Co-authored-by: qued &lt;64741807+qued@users.noreply.github.com&gt;
diff --git a/CHANGELOG.md b/CHANGELOG.md
@@ -3,6 +3,7 @@
 ### Enhancements
 
 * **Add `.metadata.is_continuation` to text-split chunks.** `.metadata.is_continuation=True` is added to second-and-later chunks formed by text-splitting an oversized `Table` element but not to their counterpart `Text` element splits. Add this indicator for `CompositeElement` to allow text-split continuation chunks to be identified for downstream processes that may wish to skip intentionally redundant metadata values in continuation chunks.
+* **Add `compound_structure_acc` metric to table eval.** Add a new property to `unstructured.metrics.table_eval.TableEvaluation`: `composite_structure_acc`, which is computed from the element level row and column index and content accuracy scores
 
 ### Features
 
diff --git a/test_unstructured/metrics/test_evaluate.py b/test_unstructured/metrics/test_evaluate.py
@@ -135,7 +135,7 @@ def test_table_structure_evaluation():
     assert os.path.isfile(os.path.join(export_dir, "aggregate-table-structure-accuracy.tsv"))
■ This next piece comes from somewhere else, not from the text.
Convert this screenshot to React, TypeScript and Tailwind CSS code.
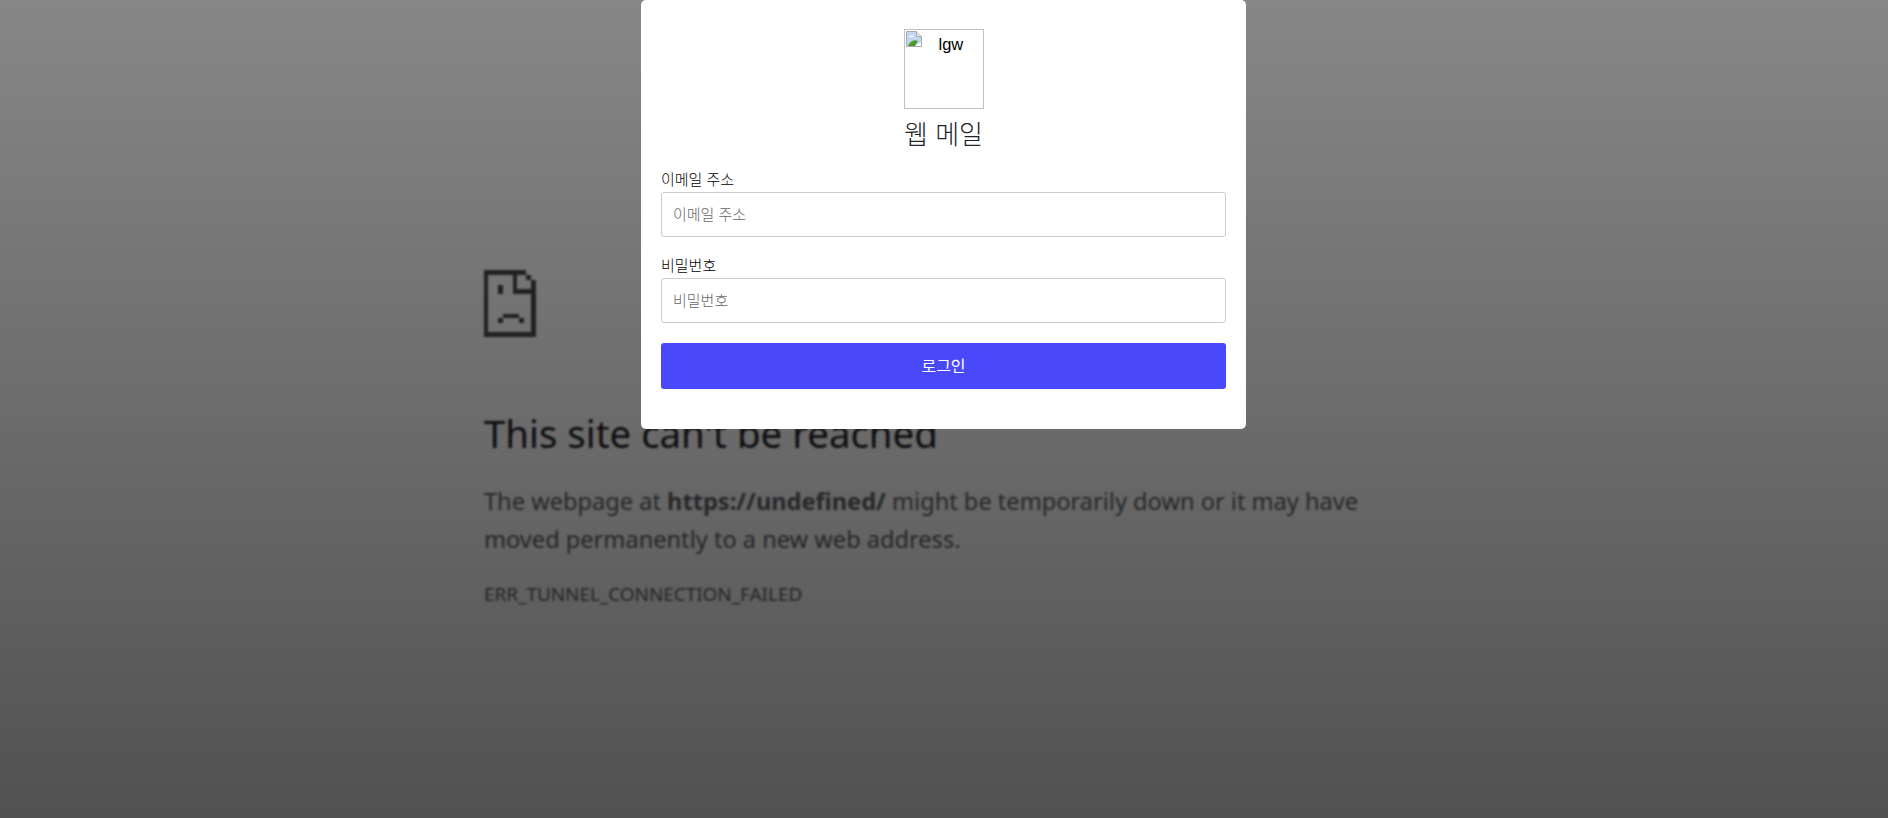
import React from 'react';

const BrokenImage = () => (
  <svg viewBox="0 0 16 16" className="w-4 h-4 shrink-0">
    <path d="M0.5 0.5H10.5L15.5 5.5V15.5H0.5Z" fill="#fff" stroke="#a8a8a8" />
    <path d="M1 1H10V6H15V11L9 15H1Z" fill="#c3d7f2" />
    <path d="M3 6C4 4 7 4 8 6Z" fill="#fff" />
    <path d="M2 15C4 10 8 8 12 10L9 15Z" fill="#4c9a2a" />
    <path d="M10.5 0.5V5.5H15.5" fill="#e8e8e8" stroke="#a8a8a8" />
  </svg>
);

const SadFile = () => (
  <svg viewBox="42 30 155 200" className="w-[52px] h-[67px]" fill="#45494e" shapeRendering="crispEdges">
    <rect x="42" y="30" width="13" height="200" />
    <rect x="42" y="30" width="126" height="15" />
    <rect x="183" y="60" width="14" height="170" />
    <rect x="42" y="216" width="155" height="14" />
    <rect x="128" y="45" width="13" height="57" />
    <rect x="128" y="88" width="69" height="14" />
    <rect x="168" y="45" width="15" height="15" />
    <rect x="85" y="74" width="13" height="28" />
    <rect x="98" y="160" width="47" height="14" />
    <rect x="84" y="174" width="14" height="14" />
    <rect x="145" y="174" width="15" height="14" />
  </svg>
);

const Field = ({ label, type }: { label: string; type: string }) => (
  <div className="flex flex-col">
    <label className="text-[15px] font-light leading-[20px] h-[20px] mb-[2px] text-black">{label}</label>
    <input
      type={type}
      placeholder={label}
      className="w-full h-[45px] px-[11px] text-[15px] font-light bg-white border border-[#cccccc] rounded-[3px] outline-none placeholder:text-[#666666]"
    />
  </div>
);

export default function App() {
  return (
    <div className="relative w-full h-[818px] overflow-hidden bg-white font-['Liberation_Sans','Noto_Sans_CJK_KR',sans-serif]">
      {/* Error page behind the overlay */}
      <div className="w-[920px] pt-[270px] ml-[484px] font-['Noto_Sans',sans-serif] text-[#5f6368]">
        <SadFile />
        <h1 className="mt-[74px] text-[38.4px] leading-[45px] font-normal text-[#202124]">This site can't be reached</h1>
        <p className="mt-[27px] text-[23.6px] leading-[37.5px]">
          The webpage at <b>https://undefined/</b> might be temporarily down or it may have moved permanently to a new web address.
        </p>
        <div className="mt-[22px] text-[18.9px] leading-[28px]">ERR_TUNNEL_CONNECTION_FAILED</div>
      </div>

      {/* Dark overlay */}
      <div className="absolute inset-0 bg-gradient-to-b from-[#00000078] to-[#000000ae] backdrop-blur-[1px]" />

      {/* Login card */}
      <div className="absolute top-0 left-[641px] w-[605px] h-[429px] bg-white rounded-[5px] px-5">
        <div className="flex flex-col items-center pt-[29px]">
          <div className="flex w-20 h-20 border border-[#c0c0c0] pl-px pt-px">
            <BrokenImage />
            <span className="ml-[17px] mt-px text-[16.5px] leading-[24px] text-black">lgw</span>
          </div>
          <h2 className="mt-[10px] text-[26px] font-light leading-[32px] text-[#212529]">웹 메일</h2>
        </div>
        <div className="mt-[19px] flex flex-col gap-[19px]">
          <Field label="이메일 주소" type="text" />
          <Field label="비밀번호" type="password" />
        </div>
        <button
          type="button"
          className="mt-[20px] w-full h-[46px] pt-0.5 bg-[#4949fb] text-white text-base font-normal rounded-[3px]"
        >
          로그인
        </button>
      </div>
    </div>
  );
}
     df = pd.read_csv(os.path.join(export_dir, "all-docs-table-structure-accuracy.tsv"), sep="\t")
     assert len(df) == 1
-    assert len(df.columns) == 9
+    assert len(df.columns) == 10
     assert df.iloc[0].filename == "IRS-2023-Form-1095-A.pdf"
 
 
diff --git a/unstructured/metrics/evaluate.py b/unstructured/metrics/evaluate.py
@@ -42,6 +42,15 @@
 logger.setLevel(logging.DEBUG)
 
 agg_headers = ["metric", "average", "sample_sd", "population_sd", "count"]
+table_eval_metrics = [
+    "total_tables",
+    "table_level_acc",
+    "composite_structure_acc",
+    "element_col_level_index_acc",
+    "element_row_level_index_acc",
+    "element_col_level_content_acc",
+    "element_row_level_content_acc",
+]
 
 
 def measure_text_extraction_accuracy(
@@ -332,50 +341,25 @@ def measure_table_structure_accuracy(
                     out_filename,
                     doctype,
                     connector,
-                    report.total_tables,
-                    report.table_level_acc,
-                    report.element_col_level_index_acc,
-                    report.element_row_level_index_acc,
-                    report.element_col_level_content_acc,
-                    report.element_row_level_content_acc,
                 ]
+                + [getattr(report, metric) for metric in table_eval_metrics]
             )
 
     headers = [
         "filename",
         "doctype",
         "connector",
-        "total_tables",
-        "table_level_acc",
-        "element_col_level_index_acc",
-        "element_row_level_index_acc",
-        "element_col_level_content_acc",
-        "element_row_level_content_acc",
-    ]
+    ] + table_eval_metrics
     df = pd.DataFrame(rows, columns=headers)
     has_tables_df = df[df["total_tables"] > 0]
 
     if has_tables_df.empty:
         agg_df = pd.DataFrame(
-            [
-                ["total_tables", None, None, None, 0],
-                ["table_level_acc", None, None, None, 0],
-                ["element_col_level_index_acc", None, None, None, 0],
-                ["element_row_level_index_acc", None, None, None, 0],
-                ["element_col_level_content_acc", None, None, None, 0],
-                ["element_row_level_content_acc", None, None, None, 0],
-            ]
+            [[metric, None, None, None, 0] for metric in table_eval_metrics]
         ).reset_index()
     else:
         element_metrics_results = {}
-        for metric in [
-            "total_tables",
-            "table_level_acc",
-            "element_col_level_index_acc",
-            "element_row_level_index_acc",
-            "element_col_level_content_acc",
-            "element_row_level_content_acc",
-        ]:
+        for metric in table_eval_metrics:
             metric_df = has_tables_df[has_tables_df[metric].notnull()]
             agg_metric = metric_df[metric].agg([_mean, _stdev, _pstdev, _count]).transpose()
             if agg_metric.empty:
diff --git a/unstructured/metrics/table/table_eval.py b/unstructured/metrics/table/table_eval.py
@@ -47,6 +47,14 @@ class TableEvaluation:
     element_col_level_content_acc: float
     element_row_level_content_acc: float
 
+    @property
+    def composite_structure_acc(self) -> float:
+        return (
+            self.element_col_level_index_acc
+            + self.element_row_level_index_acc
+            + (self.element_col_level_content_acc + self.element_row_level_content_acc) / 2
+        ) / 3
+
 
 def table_level_acc(predicted_table_data, ground_truth_table_data, matched_indices):
     """computes for each predicted table its accurary compared to ground truth.